Check each line of the data for "styles" and select those that have it.

══ Information supplied ══

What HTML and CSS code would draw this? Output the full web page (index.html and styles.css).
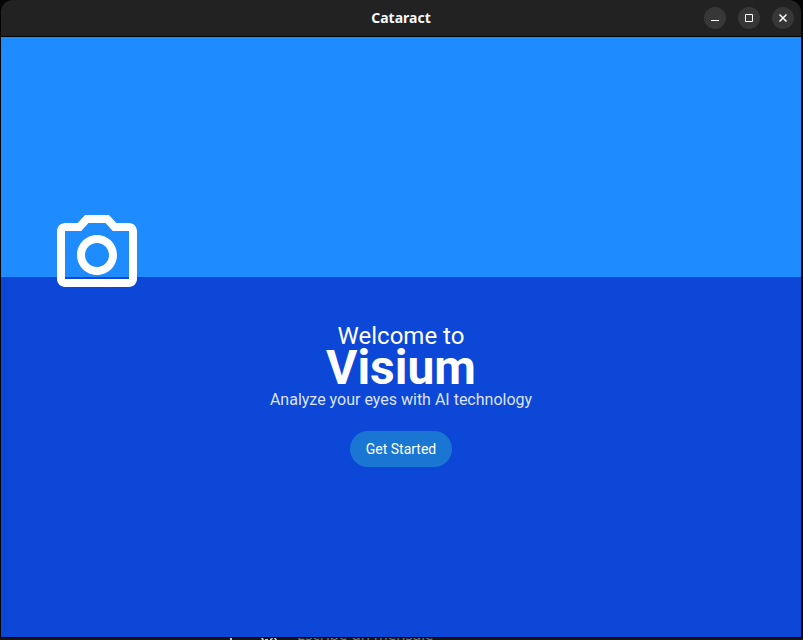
FILE: index.html
```html
<!DOCTYPE html>
<html lang="en">
<head>
<meta charset="utf-8">
<title>Cataract</title>
<link rel="stylesheet" href="styles.css">
</head>
<body>
<div class="window">
  <header class="titlebar">
    <h1 class="window-title">Cataract</h1>
    <div class="controls">
      <button class="control" type="button" aria-label="Minimize"><svg viewBox="0 0 22 22"><path d="M7 13.5h8"/></svg></button>
      <button class="control" type="button" aria-label="Maximize"><svg viewBox="0 0 22 22"><path d="M7.5 7.5h7v7h-7z"/></svg></button>
      <button class="control" type="button" aria-label="Close"><svg viewBox="0 0 22 22"><path d="M7.5 7.5l7 7M14.5 7.5l-7 7" stroke-width="1.5"/></svg></button>
    </div>
  </header>
  <main class="content">
    <section class="hero">
      <svg class="camera" viewBox="0 0 24 24" aria-hidden="true"><path d="M14.12 4l1.83 2H20v12H4V6h4.05l1.83-2h4.24M15 2H9L7.17 4H4c-1.1 0-2 .9-2 2v12c0 1.1.9 2 2 2h16c1.1 0 2-.9 2-2V6c0-1.1-.9-2-2-2h-3.17L15 2zm-3 7c1.65 0 3 1.35 3 3s-1.35 3-3 3-3-1.35-3-3 1.35-3 3-3m0-2c-2.76 0-5 2.24-5 5s2.24 5 5 5 5-2.24 5-5-2.24-5-5-5z"/></svg>
    </section>
    <section class="welcome">
      <p class="greeting">Welcome to</p>
      <h2 class="brand">Visium</h2>
      <p class="tagline">Analyze your eyes with AI technology</p>
      <button class="start" type="button">Get Started</button>
    </section>
  </main>
</div>
<div class="backdrop">
  <svg class="tools" viewBox="0 0 54 2" aria-hidden="true"><path d="M4 0h2v2H4zM35 0h2l1 2h-2zM39 1h3v1h-3zM44 1l2-1h1l-1 2h-2zM48 0h2l1 2h-2z"/></svg>
  <span>Escribe un mensaje</span>
</div>
</body>
</html>
```
FILE: styles.css
```css
* { box-sizing: border-box; }
body {
  margin: 0;
  height: 100vh;
  display: flex;
  flex-direction: column;
  background: #050505;
  font-family: Roboto, sans-serif;
  overflow: hidden;
}
h1, h2, p { margin: 0; }
.window {
  flex: 1;
  min-height: 0;
  margin: 0 2px 0 1px;
  display: flex;
  flex-direction: column;
  border-radius: 12px 12px 0 0;
  overflow: hidden;
}
.titlebar {
  flex: none;
  height: 37px;
  padding: 0 7px;
  display: grid;
  grid-template-columns: 1fr auto 1fr;
  align-items: center;
  background: #222;
  border-bottom: 1px solid #000;
}
.window-title {
  grid-column: 2;
  color: #f7f7f7;
  font: bold 14px/20px "Noto Sans", sans-serif;
}
.controls {
  display: flex;
  justify-content: flex-end;
  gap: 12px;
}
.control {
  width: 22px;
  height: 22px;
  padding: 0;
  border: 0;
  border-radius: 50%;
  background: #373737;
}
.control svg {
  display: block;
  width: 22px;
  height: 22px;
  fill: none;
  stroke: #fff;
}
.content {
  flex: 1;
  display: grid;
  grid-template-rows: 2fr 3fr;
}
.hero {
  padding-left: 48px;
  display: flex;
  align-items: flex-end;
  background: #1e8bfe;
}
.camera {
  position: relative;
  width: 96px;
  height: 96px;
  margin-bottom: -26px;
  fill: #fff;
}
.welcome {
  padding-top: 45px;
  display: flex;
  flex-direction: column;
  align-items: center;
  background: #0d47d7;
  color: #fff;
}
.greeting { font-size: 24px; line-height: 28px; }
.brand { font-size: 48px; line-height: 36px; }
.tagline { font-size: 16px; line-height: 28px; color: #dbe3f9; }
.start {
  height: 36px;
  margin-top: 17px;
  padding: 0 16px;
  border: 0;
  border-radius: 18px;
  background: #1976d2;
  color: #fff;
  font: 14px/20px Roboto, sans-serif;
}
.backdrop {
  flex: none;
  height: 3px;
  padding-left: 226px;
  display: flex;
  align-items: flex-end;
  gap: 17px;
  overflow: hidden;
  border-top: 1px solid #000;
  background: #141414;
  color: #777;
  font: 15px/18px "Noto Sans", sans-serif;
}
.tools {
  width: 54px;
  height: 2px;
  fill: #ccc;
}
.backdrop span { margin-bottom: -3px; }
```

═══

Solution for this exercise:
What HTML and CSS code would draw this? Output the full web page (index.html and styles.css).
<link rel="stylesheet" href="styles.css">
FILE: styles.css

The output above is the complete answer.